-- The task --
Print the listing as it stands, omitting all images.

====================

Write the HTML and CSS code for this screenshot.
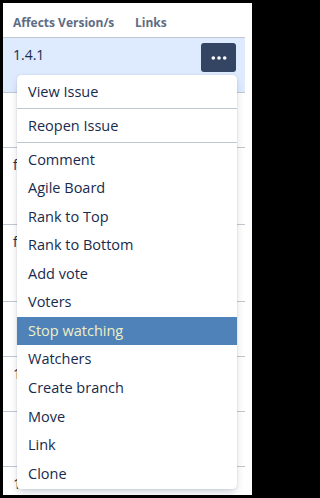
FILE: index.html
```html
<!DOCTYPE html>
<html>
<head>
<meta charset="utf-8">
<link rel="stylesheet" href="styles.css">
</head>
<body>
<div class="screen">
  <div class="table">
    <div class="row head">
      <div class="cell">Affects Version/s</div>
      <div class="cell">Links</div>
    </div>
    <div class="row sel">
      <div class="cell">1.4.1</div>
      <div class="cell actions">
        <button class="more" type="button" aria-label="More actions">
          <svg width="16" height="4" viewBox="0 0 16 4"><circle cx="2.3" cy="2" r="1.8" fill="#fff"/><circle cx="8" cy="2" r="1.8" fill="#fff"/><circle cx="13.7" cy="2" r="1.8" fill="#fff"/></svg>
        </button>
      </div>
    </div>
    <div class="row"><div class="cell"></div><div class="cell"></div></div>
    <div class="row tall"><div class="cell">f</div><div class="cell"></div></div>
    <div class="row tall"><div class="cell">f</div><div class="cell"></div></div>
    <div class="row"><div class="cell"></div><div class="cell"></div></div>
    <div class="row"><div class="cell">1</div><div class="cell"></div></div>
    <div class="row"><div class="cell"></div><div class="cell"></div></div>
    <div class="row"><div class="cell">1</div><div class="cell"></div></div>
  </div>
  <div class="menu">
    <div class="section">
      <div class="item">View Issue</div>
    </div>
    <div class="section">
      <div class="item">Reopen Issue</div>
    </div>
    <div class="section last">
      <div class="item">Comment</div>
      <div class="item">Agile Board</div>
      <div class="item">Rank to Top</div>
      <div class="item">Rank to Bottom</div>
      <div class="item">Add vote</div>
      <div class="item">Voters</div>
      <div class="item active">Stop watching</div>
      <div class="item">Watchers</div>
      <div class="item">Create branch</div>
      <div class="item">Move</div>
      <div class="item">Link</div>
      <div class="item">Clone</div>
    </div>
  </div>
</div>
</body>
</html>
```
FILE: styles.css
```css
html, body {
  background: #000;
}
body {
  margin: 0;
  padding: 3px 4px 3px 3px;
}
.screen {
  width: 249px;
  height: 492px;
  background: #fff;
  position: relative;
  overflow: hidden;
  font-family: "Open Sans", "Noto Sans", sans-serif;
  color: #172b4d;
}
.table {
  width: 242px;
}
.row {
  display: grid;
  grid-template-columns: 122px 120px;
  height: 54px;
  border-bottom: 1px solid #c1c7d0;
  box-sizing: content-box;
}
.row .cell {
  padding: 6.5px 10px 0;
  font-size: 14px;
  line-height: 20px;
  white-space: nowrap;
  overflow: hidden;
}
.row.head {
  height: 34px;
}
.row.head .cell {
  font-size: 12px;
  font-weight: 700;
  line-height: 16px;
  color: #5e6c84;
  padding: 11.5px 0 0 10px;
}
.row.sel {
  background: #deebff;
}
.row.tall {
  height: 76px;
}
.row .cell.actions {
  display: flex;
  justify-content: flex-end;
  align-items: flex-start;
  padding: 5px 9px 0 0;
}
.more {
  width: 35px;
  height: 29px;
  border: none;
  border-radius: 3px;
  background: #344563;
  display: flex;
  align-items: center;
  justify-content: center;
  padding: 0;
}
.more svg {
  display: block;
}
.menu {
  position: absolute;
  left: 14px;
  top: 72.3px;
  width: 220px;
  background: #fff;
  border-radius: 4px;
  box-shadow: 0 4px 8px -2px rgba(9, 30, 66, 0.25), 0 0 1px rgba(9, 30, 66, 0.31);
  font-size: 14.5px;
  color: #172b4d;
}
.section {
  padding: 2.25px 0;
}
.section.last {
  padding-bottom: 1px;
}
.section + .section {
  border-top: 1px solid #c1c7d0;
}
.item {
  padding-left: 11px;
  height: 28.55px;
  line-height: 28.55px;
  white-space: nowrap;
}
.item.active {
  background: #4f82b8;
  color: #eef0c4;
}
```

====================

-- Full answer --
Write the HTML and CSS code for this screenshot.
FILE: index.html
```html
<!DOCTYPE html>
<html>
<head>
<meta charset="utf-8">
<link rel="stylesheet" href="styles.css">
</head>
<body>
<div class="screen">
  <div class="table">
    <div class="row head">
      <div class="cell">Affects Version/s</div>
      <div class="cell">Links</div>
    </div>
    <div class="row sel">
      <div class="cell">1.4.1</div>
      <div class="cell actions">
        <button class="more" type="button" aria-label="More actions">
          <svg width="16" height="4" viewBox="0 0 16 4"><circle cx="2.3" cy="2" r="1.8" fill="#fff"/><circle cx="8" cy="2" r="1.8" fill="#fff"/><circle cx="13.7" cy="2" r="1.8" fill="#fff"/></svg>
        </button>
      </div>
    </div>
    <div class="row"><div class="cell"></div><div class="cell"></div></div>
    <div class="row tall"><div class="cell">f</div><div class="cell"></div></div>
    <div class="row tall"><div class="cell">f</div><div class="cell"></div></div>
    <div class="row"><div class="cell"></div><div class="cell"></div></div>
    <div class="row"><div class="cell">1</div><div class="cell"></div></div>
    <div class="row"><div class="cell"></div><div class="cell"></div></div>
    <div class="row"><div class="cell">1</div><div class="cell"></div></div>
  </div>
  <div class="menu">
    <div class="section">
      <div class="item">View Issue</div>
    </div>
    <div class="section">
      <div class="item">Reopen Issue</div>
    </div>
    <div class="section last">
      <div class="item">Comment</div>
      <div class="item">Agile Board</div>
      <div class="item">Rank to Top</div>
      <div class="item">Rank to Bottom</div>
      <div class="item">Add vote</div>
      <div class="item">Voters</div>
      <div class="item active">Stop watching</div>
      <div class="item">Watchers</div>
      <div class="item">Create branch</div>
      <div class="item">Move</div>
      <div class="item">Link</div>
      <div class="item">Clone</div>
    </div>
  </div>
</div>
</body>
</html>
```
FILE: styles.css
```css
html, body {
  background: #000;
}
body {
  margin: 0;
  padding: 3px 4px 3px 3px;
}
.screen {
  width: 249px;
  height: 492px;
  background: #fff;
  position: relative;
  overflow: hidden;
  font-family: "Open Sans", "Noto Sans", sans-serif;
  color: #172b4d;
}
.table {
  width: 242px;
}
.row {
  display: grid;
  grid-template-columns: 122px 120px;
  height: 54px;
  border-bottom: 1px solid #c1c7d0;
  box-sizing: content-box;
}
.row .cell {
  padding: 6.5px 10px 0;
  font-size: 14px;
  line-height: 20px;
  white-space: nowrap;
  overflow: hidden;
}
.row.head {
  height: 34px;
}
.row.head .cell {
  font-size: 12px;
  font-weight: 700;
  line-height: 16px;
  color: #5e6c84;
  padding: 11.5px 0 0 10px;
}
.row.sel {
  background: #deebff;
}
.row.tall {
  height: 76px;
}
.row .cell.actions {
  display: flex;
  justify-content: flex-end;
  align-items: flex-start;
  padding: 5px 9px 0 0;
}
.more {
  width: 35px;
  height: 29px;
  border: none;
  border-radius: 3px;
  background: #344563;
  display: flex;
  align-items: center;
  justify-content: center;
  padding: 0;
}
.more svg {
  display: block;
}
.menu {
  position: absolute;
  left: 14px;
  top: 72.3px;
  width: 220px;
  background: #fff;
  border-radius: 4px;
  box-shadow: 0 4px 8px -2px rgba(9, 30, 66, 0.25), 0 0 1px rgba(9, 30, 66, 0.31);
  font-size: 14.5px;
  color: #172b4d;
}
.section {
  padding: 2.25px 0;
}
.section.last {
  padding-bottom: 1px;
}
.section + .section {
  border-top: 1px solid #c1c7d0;
}
.item {
  padding-left: 11px;
  height: 28.55px;
  line-height: 28.55px;
  white-space: nowrap;
}
.item.active {
  background: #4f82b8;
  color: #eef0c4;
}
```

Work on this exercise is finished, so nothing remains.